Queste attestazioni potevano creare un’apparenza di regolarità delle operazioni e giustificare un affidamento del destinatario della prestazione, ciò che rendeva più gravoso l’onere a carico dell’Ufficio, che avrebbe dovuto allegare elementi concreti e puntuali di conoscenza o conoscibilità da parte della società cessionaria della fittizietà di quelle fatture, in grado di superare anche quella situazione di apparenza. Invece, l’Agnzia, come osservato dalla sentenza impugnata, «nulla ha contestato sul punto».
3. Il motivo 2 è fondato.
Premesso che deve considerarsi omessa o apparente la motivazione che, se pure graficamente esistente, non consente alcun controllo sull’esattezza e la logicità del ragionamento decisorio, così da non attingere la soglia del “minimo costituzionale” richiesto dall’art. 111 comma 6 Cost. (Cass. n. 13248 del 2020; Cass. sez. un. 22232/2016; Cass. sez. un. 8053/2014), ricorre il dedotto vizio allorquando il giudice di merito ometta di indicare gli elementi da cui ha tratto il proprio convincimento ovvero li indichi senza un’approfondita loro disamina logica e giuridica, rendendo, in tal modo, impossibile ogni controllo sull’esattezza e sulla logicità del suo ragionamento (Cass. n. 9105 del 2017; Cass. n. 9907 del 2017; Cass. n. 9113 del 2012).
Nel caso in esame la CTR osserva tautologicamente: «questo Collegio rileva la correttezza di quanto riportato nella sentenza impugnata che in modo analitico illustra l’iter logico seguito per ritenere valide le contestazioni della parte ricorrente […] detta articolata motivazione viene pienamente condivisa e fatta propria da questo Collegio perchè le eccezioni dell’Ufficio si limitano a ribadire quanto esposto nell’accertamento senza alcun elemento concreto di contestazione».
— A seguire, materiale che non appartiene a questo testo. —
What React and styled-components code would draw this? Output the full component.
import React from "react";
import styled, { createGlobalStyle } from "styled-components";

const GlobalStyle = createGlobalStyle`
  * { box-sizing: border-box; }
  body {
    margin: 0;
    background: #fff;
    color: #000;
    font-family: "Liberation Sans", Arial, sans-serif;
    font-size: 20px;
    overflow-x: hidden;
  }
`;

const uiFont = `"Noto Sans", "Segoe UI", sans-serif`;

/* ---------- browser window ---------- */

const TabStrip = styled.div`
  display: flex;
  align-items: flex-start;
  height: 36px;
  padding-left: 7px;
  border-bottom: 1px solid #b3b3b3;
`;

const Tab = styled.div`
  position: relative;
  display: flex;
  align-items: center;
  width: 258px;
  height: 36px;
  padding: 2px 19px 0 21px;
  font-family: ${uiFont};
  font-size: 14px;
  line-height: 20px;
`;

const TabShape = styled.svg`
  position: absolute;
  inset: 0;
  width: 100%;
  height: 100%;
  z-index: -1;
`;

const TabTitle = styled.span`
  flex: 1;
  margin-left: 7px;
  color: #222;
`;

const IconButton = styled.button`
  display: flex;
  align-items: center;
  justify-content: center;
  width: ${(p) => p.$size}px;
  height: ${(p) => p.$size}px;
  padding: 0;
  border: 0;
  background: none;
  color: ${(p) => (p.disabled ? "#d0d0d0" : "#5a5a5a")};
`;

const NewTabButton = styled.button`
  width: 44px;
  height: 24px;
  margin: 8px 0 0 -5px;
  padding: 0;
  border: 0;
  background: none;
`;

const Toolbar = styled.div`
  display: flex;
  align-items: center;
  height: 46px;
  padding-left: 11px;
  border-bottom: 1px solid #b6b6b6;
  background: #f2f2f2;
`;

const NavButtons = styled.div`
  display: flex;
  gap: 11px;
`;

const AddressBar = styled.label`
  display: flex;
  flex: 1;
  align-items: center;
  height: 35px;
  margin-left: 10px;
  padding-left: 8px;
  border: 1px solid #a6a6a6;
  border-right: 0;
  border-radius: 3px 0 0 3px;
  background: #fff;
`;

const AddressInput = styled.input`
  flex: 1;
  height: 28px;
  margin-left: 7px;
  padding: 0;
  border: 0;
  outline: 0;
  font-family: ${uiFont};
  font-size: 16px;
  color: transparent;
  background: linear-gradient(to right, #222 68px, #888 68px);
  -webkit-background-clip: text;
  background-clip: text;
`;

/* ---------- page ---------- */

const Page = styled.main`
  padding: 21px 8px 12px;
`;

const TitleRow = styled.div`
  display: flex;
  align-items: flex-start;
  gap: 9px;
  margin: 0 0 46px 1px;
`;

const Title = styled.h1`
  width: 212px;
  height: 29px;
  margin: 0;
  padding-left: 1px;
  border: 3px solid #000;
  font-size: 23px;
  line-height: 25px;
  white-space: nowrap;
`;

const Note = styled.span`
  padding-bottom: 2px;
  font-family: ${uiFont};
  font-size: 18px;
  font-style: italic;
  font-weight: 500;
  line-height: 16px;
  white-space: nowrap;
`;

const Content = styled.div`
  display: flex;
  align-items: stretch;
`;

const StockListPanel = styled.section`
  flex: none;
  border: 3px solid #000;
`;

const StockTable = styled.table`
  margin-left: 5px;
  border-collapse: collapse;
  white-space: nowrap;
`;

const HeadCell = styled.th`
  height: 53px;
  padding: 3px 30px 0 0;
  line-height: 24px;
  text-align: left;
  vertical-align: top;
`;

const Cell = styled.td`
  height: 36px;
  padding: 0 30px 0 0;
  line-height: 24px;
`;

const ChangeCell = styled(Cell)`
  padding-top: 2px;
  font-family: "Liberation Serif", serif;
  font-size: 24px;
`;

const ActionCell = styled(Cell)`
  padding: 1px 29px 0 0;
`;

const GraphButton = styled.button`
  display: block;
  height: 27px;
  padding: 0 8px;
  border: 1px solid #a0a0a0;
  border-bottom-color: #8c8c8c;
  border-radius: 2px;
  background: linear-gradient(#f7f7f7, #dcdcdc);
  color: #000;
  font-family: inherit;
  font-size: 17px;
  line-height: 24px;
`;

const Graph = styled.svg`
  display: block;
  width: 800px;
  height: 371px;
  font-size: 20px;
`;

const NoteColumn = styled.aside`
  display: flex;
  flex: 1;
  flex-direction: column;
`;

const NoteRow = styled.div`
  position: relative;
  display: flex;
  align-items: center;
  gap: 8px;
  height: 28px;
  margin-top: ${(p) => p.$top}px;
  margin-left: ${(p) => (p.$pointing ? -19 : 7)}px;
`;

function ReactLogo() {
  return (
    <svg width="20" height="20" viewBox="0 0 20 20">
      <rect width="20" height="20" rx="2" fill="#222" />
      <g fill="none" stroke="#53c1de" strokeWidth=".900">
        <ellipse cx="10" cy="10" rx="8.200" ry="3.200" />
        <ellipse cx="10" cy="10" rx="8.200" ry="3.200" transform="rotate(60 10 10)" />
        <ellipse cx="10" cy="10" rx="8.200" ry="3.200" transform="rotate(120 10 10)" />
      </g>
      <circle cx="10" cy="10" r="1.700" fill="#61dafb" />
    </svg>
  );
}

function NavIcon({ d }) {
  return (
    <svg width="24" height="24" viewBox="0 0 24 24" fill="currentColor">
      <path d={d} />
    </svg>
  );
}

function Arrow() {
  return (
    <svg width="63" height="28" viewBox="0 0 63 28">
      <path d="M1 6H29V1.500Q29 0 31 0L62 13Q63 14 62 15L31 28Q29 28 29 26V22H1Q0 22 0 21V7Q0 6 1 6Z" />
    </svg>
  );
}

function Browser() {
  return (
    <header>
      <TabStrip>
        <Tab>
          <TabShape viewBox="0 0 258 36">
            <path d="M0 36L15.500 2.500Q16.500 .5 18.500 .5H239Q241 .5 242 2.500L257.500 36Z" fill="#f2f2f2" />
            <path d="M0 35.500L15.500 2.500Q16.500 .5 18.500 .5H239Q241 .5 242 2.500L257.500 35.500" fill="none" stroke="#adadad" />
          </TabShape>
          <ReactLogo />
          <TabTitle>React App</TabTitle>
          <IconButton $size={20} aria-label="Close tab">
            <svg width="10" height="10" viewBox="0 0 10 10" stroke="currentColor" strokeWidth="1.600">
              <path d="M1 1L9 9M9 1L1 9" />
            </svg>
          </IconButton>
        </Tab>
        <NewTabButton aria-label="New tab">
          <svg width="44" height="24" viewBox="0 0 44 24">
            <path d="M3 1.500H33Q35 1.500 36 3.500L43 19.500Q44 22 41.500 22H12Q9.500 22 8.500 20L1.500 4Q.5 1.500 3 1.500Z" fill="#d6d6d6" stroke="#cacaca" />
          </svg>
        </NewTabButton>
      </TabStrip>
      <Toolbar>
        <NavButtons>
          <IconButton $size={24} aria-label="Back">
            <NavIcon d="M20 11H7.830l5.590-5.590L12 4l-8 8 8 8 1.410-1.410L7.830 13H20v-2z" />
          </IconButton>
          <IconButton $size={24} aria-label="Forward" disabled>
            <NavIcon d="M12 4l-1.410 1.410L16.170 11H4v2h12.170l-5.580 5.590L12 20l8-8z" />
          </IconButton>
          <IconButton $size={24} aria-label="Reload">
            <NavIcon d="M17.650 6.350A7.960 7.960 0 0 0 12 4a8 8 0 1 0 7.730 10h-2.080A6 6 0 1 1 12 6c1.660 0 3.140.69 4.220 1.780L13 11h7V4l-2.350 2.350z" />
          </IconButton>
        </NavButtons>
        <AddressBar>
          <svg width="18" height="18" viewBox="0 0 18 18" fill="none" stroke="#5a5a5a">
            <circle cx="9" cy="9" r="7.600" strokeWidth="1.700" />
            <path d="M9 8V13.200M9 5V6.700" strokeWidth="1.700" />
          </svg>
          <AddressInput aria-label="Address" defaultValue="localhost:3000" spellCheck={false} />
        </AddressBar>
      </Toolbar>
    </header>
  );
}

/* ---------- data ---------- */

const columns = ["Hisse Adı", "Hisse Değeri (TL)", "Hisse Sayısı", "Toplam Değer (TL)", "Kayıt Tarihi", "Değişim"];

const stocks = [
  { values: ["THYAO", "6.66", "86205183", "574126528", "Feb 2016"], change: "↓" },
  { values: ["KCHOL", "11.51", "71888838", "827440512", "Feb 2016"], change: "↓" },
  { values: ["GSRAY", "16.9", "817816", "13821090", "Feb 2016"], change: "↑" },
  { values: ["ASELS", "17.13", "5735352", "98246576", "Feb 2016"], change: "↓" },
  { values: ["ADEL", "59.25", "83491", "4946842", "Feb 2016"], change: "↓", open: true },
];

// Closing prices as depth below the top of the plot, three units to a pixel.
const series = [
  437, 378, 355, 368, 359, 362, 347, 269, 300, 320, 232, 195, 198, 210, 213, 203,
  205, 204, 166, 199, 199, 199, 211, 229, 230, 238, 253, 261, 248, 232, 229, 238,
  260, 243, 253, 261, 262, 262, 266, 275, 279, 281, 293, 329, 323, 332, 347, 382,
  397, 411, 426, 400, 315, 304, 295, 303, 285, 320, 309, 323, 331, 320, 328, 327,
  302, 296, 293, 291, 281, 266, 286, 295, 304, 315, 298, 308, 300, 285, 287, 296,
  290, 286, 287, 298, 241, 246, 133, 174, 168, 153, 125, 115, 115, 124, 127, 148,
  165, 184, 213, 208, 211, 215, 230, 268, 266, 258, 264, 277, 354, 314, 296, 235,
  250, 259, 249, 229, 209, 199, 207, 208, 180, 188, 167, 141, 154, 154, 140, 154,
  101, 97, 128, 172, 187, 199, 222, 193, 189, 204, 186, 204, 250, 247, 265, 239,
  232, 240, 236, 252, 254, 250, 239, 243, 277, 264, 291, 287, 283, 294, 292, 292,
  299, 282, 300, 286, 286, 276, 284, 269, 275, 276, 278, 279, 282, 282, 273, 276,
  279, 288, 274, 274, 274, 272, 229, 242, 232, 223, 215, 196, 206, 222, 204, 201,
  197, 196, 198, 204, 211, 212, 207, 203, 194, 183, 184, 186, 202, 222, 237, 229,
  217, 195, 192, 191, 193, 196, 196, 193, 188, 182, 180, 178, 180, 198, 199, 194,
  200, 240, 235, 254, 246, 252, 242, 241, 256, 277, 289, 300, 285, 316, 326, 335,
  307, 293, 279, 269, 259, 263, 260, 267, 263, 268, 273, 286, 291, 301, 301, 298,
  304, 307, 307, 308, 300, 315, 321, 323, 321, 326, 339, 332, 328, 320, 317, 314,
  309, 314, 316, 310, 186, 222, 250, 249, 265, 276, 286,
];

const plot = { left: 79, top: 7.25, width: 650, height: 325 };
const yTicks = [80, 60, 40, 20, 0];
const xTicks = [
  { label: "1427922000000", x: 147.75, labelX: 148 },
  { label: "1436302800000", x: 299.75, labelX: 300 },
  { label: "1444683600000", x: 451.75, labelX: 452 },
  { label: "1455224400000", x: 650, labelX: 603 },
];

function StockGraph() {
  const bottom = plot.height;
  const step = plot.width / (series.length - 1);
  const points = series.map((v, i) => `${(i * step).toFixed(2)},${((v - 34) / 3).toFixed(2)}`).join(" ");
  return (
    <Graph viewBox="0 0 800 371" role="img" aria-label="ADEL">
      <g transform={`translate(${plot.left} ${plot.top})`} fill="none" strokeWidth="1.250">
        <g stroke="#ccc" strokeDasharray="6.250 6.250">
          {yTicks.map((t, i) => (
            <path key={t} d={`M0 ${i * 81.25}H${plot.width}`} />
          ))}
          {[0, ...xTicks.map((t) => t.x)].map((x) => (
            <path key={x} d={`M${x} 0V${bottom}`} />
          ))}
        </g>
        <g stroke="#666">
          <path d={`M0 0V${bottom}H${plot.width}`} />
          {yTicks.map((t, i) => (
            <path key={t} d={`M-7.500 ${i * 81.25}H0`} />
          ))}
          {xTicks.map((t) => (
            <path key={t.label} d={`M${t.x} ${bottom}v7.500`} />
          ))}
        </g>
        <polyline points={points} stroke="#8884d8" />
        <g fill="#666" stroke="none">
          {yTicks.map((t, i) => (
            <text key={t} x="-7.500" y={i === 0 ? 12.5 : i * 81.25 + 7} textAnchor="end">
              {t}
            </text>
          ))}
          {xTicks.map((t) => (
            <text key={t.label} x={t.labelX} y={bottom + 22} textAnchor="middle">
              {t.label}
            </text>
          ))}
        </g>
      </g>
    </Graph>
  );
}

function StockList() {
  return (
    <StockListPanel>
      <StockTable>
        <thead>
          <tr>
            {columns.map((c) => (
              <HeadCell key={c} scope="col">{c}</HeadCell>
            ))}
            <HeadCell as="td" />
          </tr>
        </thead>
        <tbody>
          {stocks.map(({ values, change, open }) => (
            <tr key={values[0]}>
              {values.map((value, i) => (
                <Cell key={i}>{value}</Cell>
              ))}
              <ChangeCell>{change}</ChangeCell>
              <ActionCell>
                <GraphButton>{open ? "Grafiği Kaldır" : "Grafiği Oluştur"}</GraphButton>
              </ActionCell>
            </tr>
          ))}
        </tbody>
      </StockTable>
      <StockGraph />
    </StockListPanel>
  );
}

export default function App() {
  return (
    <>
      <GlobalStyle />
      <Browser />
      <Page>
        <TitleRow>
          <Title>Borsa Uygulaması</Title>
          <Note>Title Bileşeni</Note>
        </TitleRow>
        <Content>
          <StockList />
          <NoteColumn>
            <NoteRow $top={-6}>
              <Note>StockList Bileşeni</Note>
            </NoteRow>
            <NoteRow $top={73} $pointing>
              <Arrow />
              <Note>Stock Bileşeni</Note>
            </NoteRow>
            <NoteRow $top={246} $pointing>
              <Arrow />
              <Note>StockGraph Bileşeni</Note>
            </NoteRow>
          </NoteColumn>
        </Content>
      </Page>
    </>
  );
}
La CTR si è limitata, quindi, a manifestare condivisione della decisione di prime cure senza illustrare, neppure sinteticamente, le ragioni per cui ha inteso disattendere i motivi di gravame (v. Cass. n. 16057 del 2018), che, invece, appaiono sufficientemente specifici e argomentati (si veda capo D dei motivi d’appello trascritto sub motivo n. 4) e riportano un passaggio della motivazione della sentenza di primo grado la quale avrebbe meritato certamente maggior attenzione da parte dei giudici d’appello: «appare chiaro che detti versamenti, in realtà, nonostante le diverse risultanze contabili non sono mai stati effettuati».
In altri termini, gli stessi giudici del merito riconoscono la falsità della posta relativa ai versamenti soci ma non si confrontano, con le incongruenze rilevate dall’Ufficio in ordine alle giustificazioni addotte dalla società (vedi sempre capo D) omettendo di considerare la più lineare spiegazione dell’Ufficio, secondo cui quella posta fittizia dissimulava ricavi non contabilizzati.
4. Accolto il n. 2, restano assorbiti il n. 4 (per Ila parte relativa ai finanziamenti) e il n. 5.
5. Il motivo 3, infine, è inammissibile per mancanza di specificità.
6. La sentenza impugnata deve essere cassata in conformità con rinvio alla CTR Molise in diversa composizione che deciderà anche sulle spese del presente giudizio.
p.q.m.
accoglie il motivo n. 2, assorbiti il n. 4 per la parte relativa ai ricavi e il n. 5; rigetta il n. 1 e il n. 4 per le restanti doglianze e dichiara inammissibile il n. 3; cassa la sentenza impugnata con riferimento al motivo accolto e rinvia alla CTR Molise in diversa composizione che deciderà anche sulle spese del presente giudizio.